While “Collapsible” features yet another woman on the verge of a soul searching breakdown, looking to find meaning in her life, it is head and shoulders above most of the rest surfing the same waters. Perry’s superbly written script, tossing insights and similes like expensive confetti, proves ravishingly smart and funny. Yet, like Essie, it conceals deeper disconnects beneath the surface. If language shapes our world and our meaning, and by extension ourselves, in a world were meaning comes via news speak and internet speak, HR and hipsters speak, there’s an awful lot being talked about but very little of real substance for Essie to hang on to. If the end smacks of a convenient gimmick for a fraction of a second, superbly foreshadowed by Perry throughout, it immediately reveals itself as crucial to challenging Essie’s sense of isolation, as well as bringing some perspective, and maybe a little hope.
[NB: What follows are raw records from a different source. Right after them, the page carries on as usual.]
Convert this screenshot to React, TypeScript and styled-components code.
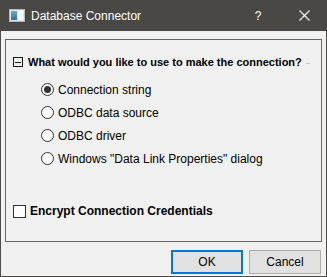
import styled, { createGlobalStyle, css } from "styled-components";

const GlobalStyle = createGlobalStyle`
  html, body {
    margin: 0;
    padding: 0;
    background: #f0f0f0;
  }
  * {
    box-sizing: border-box;
  }
`;

const uiFont = css`
  font-family: "Liberation Sans", Arial, sans-serif;
  font-size: 12px;
`;

const Window = styled.div`
  ${uiFont};
  width: 327px;
  height: 277px;
  display: flex;
  flex-direction: column;
  background: #f0f0f0;
  border: 1px solid #4e4c49;
  border-top: none;
  color: #000;
`;

const TitleBar = styled.div`
  height: 31px;
  margin: 0 -1px;
  background: #4a4845;
  display: flex;
  align-items: center;
  padding-left: 9px;
  color: #fff;
  flex-shrink: 0;
`;

const TitleText = styled.span`
  margin-left: 6px;
  font-size: 12px;
  flex: 1;
`;

const TitleButton = styled.div`
  width: 46px;
  height: 31px;
  display: flex;
  align-items: center;
  justify-content: center;
  color: #fff;
`;

const Body = styled.div`
  flex: 1;
  display: flex;
  flex-direction: column;
  padding: 8px 4px 0 4px;
`;

const Frame = styled.div`
  height: 203px;
  border: 1px solid #686868;
  padding: 16px 0 0 7px;
  display: flex;
  flex-direction: column;
`;

const GroupHeader = styled.div`
  display: flex;
  align-items: center;
  height: 12px;
  font-weight: bold;
  font-size: 11px;
  white-space: nowrap;
`;

const Collapse = styled.span`
  width: 10px;
  height: 10px;
  border: 1px solid #1a1a1a;
  display: inline-flex;
  align-items: center;
  justify-content: center;
  margin-right: 5px;
  flex-shrink: 0;
  &::after {
    content: "";
    width: 6px;
    height: 1px;
    background: #1a1a1a;
  }
`;

const HeaderTail = styled.span`
  width: 4px;
  height: 1px;
  background: #c8c8c8;
  margin-left: 4px;
  margin-top: 2px;
  flex-shrink: 0;
`;

const RadioList = styled.div`
  display: flex;
  flex-direction: column;
  gap: 10px;
  padding: 15px 0 0 28px;
`;

const RadioRow = styled.label`
  display: flex;
  align-items: center;
  height: 13px;
  gap: 4px;
`;

const RadioDot = styled.span<{ $checked?: boolean }>`
  width: 13px;
  height: 13px;
  border-radius: 50%;
  border: 1px solid #333;
  background: #fff;
  display: inline-flex;
  align-items: center;
  justify-content: center;
  &::after {
    content: "";
    width: 7px;
    height: 7px;
    border-radius: 50%;
    background: ${(p) => (p.$checked ? "#333" : "transparent")};
  }
`;

const CheckRow = styled.label`
  display: flex;
  align-items: center;
  gap: 4px;
  margin-top: 39px;
  font-weight: bold;
`;

const CheckBox = styled.span`
  width: 13px;
  height: 13px;
  border: 1px solid #333;
  background: #fff;
`;

const ButtonRow = styled.div`
  display: flex;
  justify-content: flex-end;
  gap: 6px;
  padding: 8px 1px 0 0;
`;

const Button = styled.button<{ $default?: boolean }>`
  ${uiFont};
  width: 72px;
  height: 24px;
  background: #e1e1e1;
  color: #000;
  border: ${(p) => (p.$default ? "2px solid #0078d7" : "1px solid #adadad")};
  padding: 0;
`;

const AppIcon = () => (
  <svg width="16" height="13" viewBox="0 0 16 13">
    <defs>
      <linearGradient id="g" x1="0" y1="0" x2="0" y2="1">
        <stop offset="0" stopColor="#5fb3c9" />
        <stop offset="1" stopColor="#2c6fa0" />
      </linearGradient>
    </defs>
    <rect x="0.5" y="0.5" width="15" height="12" fill="#e8e8e8" stroke="#b8b8b8" />
    <rect x="2" y="2" width="6" height="9" fill="url(#g)" />
    <rect x="9" y="2" width="5" height="9" fill="#ffffff" />
  </svg>
);

const CloseIcon = () => (
  <svg width="11" height="11" viewBox="0 0 11 11">
    <path d="M0.5 0.5 L10.5 10.5 M10.5 0.5 L0.5 10.5" stroke="#fff" strokeWidth="1.1" />
  </svg>
);

const options = [
  "Connection string",
  "ODBC data source",
  "ODBC driver",
  'Windows "Data Link Properties" dialog',
];

const App = () => {
  return (
    <>
      <GlobalStyle />
      <Window>
        <TitleBar>
          <AppIcon />
          <TitleText>Database Connector</TitleText>
          <TitleButton>?</TitleButton>
          <TitleButton>
            <CloseIcon />
          </TitleButton>
        </TitleBar>
        <Body>
          <Frame>
            <GroupHeader>
              <Collapse />
              What would you like to use to make the connection?
              <HeaderTail />
            </GroupHeader>
            <RadioList>
              {options.map((o, i) => (
                <RadioRow key={i}>
                  <RadioDot $checked={i === 0} />
                  {o}
                </RadioRow>
              ))}
            </RadioList>
            <CheckRow>
              <CheckBox />
              Encrypt Connection Credentials
            </CheckRow>
          </Frame>
          <ButtonRow>
            <Button $default>OK</Button>
            <Button>Cancel</Button>
          </ButtonRow>
        </Body>
      </Window>
    </>
  );
};

export default App;
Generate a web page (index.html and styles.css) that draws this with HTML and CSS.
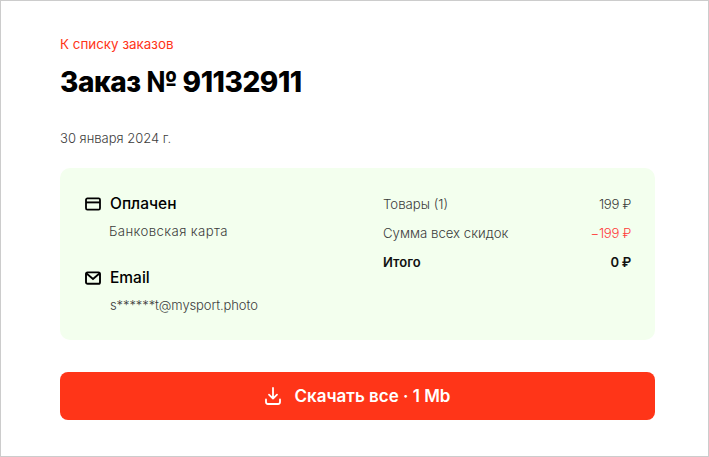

If Martin’s apparent plinth fetish failed miserably in SINK, in “Collapsible” it proves to be a stroke of genius. With Essie never firmly fixed on the ground, caught somewhere between the world and her own head, trying desperately to stay balanced, Alison Neighbours' cunning design turns the metaphorical into the literal, with jagged spikes adding to Essie’s imminent, internal danger. Alex Fernandes’ lighting proves mind blowingly good, so indispensable to the telling that the production would be seriously weakened without it. Yet it is a crowning, towering performance by Breffni Holahan, under Martin's first class direction, that brings everything to life. Showing the graceful articulations of a dancer, and exquisite timing in delivery, Holahan is mesmerisingly brilliant in a performance of such quality it just takes your breath away.

Granted, “Collapsible” can stumble in the dark at times, but it still features some of the best new writing to hit the stage this year. As well as an out of this world performance by Holahan. Across the board, from page to stage, “Collapsible” is an absolute treat.

“Collapsible” by Margaret Perry, presented by Ellie Keel Productions, runs as part of Dublin Fringe Festival 2019 at The Peacock Stage of The Abbey Theatre until Sept 21.